The Act goes on to set out the ways in which discrimination can occur:
- Direct Discrimination
This occurs where a person is treated less favourably than another “because of” a protected characteristic they have, or are thought to have (known as “perceptive discrimination”) or because they associate with someone with a protected characteristic, whilst not necessarily falling within a protected characteristic themselves (known as “associative discrimination”).
The phrase “because of” has been used to replace the phrase “on the grounds of“ so that direct discrimination can be interpreted widely, and sufficiently broadly to cover associative and perceptive discrimination.
Both discrimination by association and discrimination by perception already exist in relation to certain types of discrimination, but have now been extended to apply to all the protected characteristics, save for marriage/civil partnerships.
There remain no defences to direct discrimination, save in respect of age where direct discrimination can be justified, if the act of discrimination is a proportionate means of achieving a legitimate aim.
- Indirect Discrimination
This occurs when a person is disadvantaged by a policy, practice or criterion which applies to all, but has a disproportionate effect on a part of the workforce with a protected characteristic. It is only possible to justify cases of indirect discrimination if it is shown that the policy or practice is a proportionate means of achieving a legitimate aim. Again, this form of discrimination already existed, but has been extended in scope to encompass more protected characteristics.
Provisions have also been put in place to address the problems for claimants brought about by the Malcolm case removing the requirement for a comparator completely.
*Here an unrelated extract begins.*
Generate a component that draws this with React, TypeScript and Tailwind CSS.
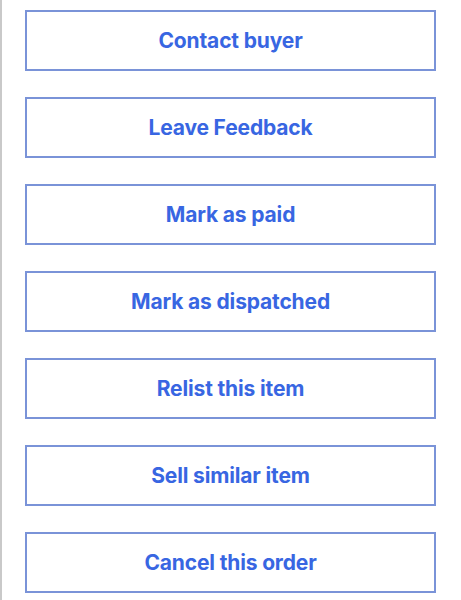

Discrimination by harassment has been extended in scope and may take the form of:
This is conduct “related to” (rather than “because of”) a protected characteristic “which has the purpose or effect of violating an individual’s dignity or creating an intimidating, hostile, degrading, humiliating or offensive environment for that individual”. Again, it is possible for harassment to take place by association and perception. The choice of the phrase “related to” suggests that the test only requires the conduct to be sexual, racial etc in nature, i.e. there is no need to show intent.
b) Third party harassment
This has been extended widely, and received much press attention as a result. Third party harassment takes place when an employee is harassed by a non-employee (e.g. a customer) because of a protected characteristic. It only applies where harassment has taken place on at least two separate occasions (not necessarily by the same person), and where the employer was aware of the harassment and failed to take reasonable steps to prevent further acts.
This takes place where a person is poorly treated because they have made or supported a grievance or complaint based on discrimination.
What other significant changes take place in October 2010?
Duty to make reasonable adjustments
The duty to make reasonable adjustments set out in the Disability Discrimination Act 1995 has been extended. The original obligation was for employers to make reasonable adjustments to prevent any of their provisions, criteria or practices or any physical features of their premises which may place a disabled person at substantial disadvantage. The new Act now extends this duty upon employers to provide an auxiliary aid where the lack of that auxiliary aid would place the disabled person concerned at a substantial disadvantage.
Pre-employment health questionnaires
Employers are now prevented from asking pre-employment health questions unless the employer has already an offer of employment (which may be a conditional offer). In very limited circumstances, questions may be asked. For example, to establish whether the applicant will be able to “carry out a function that is intrinsic to the work concerned”, to establish what reasonable adjustments need to be made to accommodate the applicant, to monitor diversity, etc. At this early stage however, it is unclear what will and will not be acceptable questions.
The reasoning behind this change was that the asking of health questions prior to employment was one of the biggest reasons why disabled applicants fail to progress with the recruitment process.
Pay secrecy clauses
Secrecy clauses within contracts of employment which prevent employees from discussing their pay with colleagues are unenforceable. Any action taken against an employee for taking part in such discussions can be victimisation.
And what else is on the horizon?
The government is still considering and consulting upon further changes including;
· dual discrimination (allowing dual claims of discrimination to be brought in relation to a combination of two protected characteristics),
· extending the public sector equality duty to include more protected characteristics,
· creating a new public sector duty (where public bodies will need to actively consider how their decisions could help reduce socio-economic disadvantage),
· the publishing of gender pay gap information,
· equal pay audits,
· positive discrimination in recruitment
What should employers do next?
As a starting point, employers will need to review their current policies and procedures to make sure they comply with the Equality Act, and ensure that they do not hinder equality in the workplace. They will also ensure that relevant information and changes in policy are disseminated through the workforce with the clear message that it is unlawful to discriminate.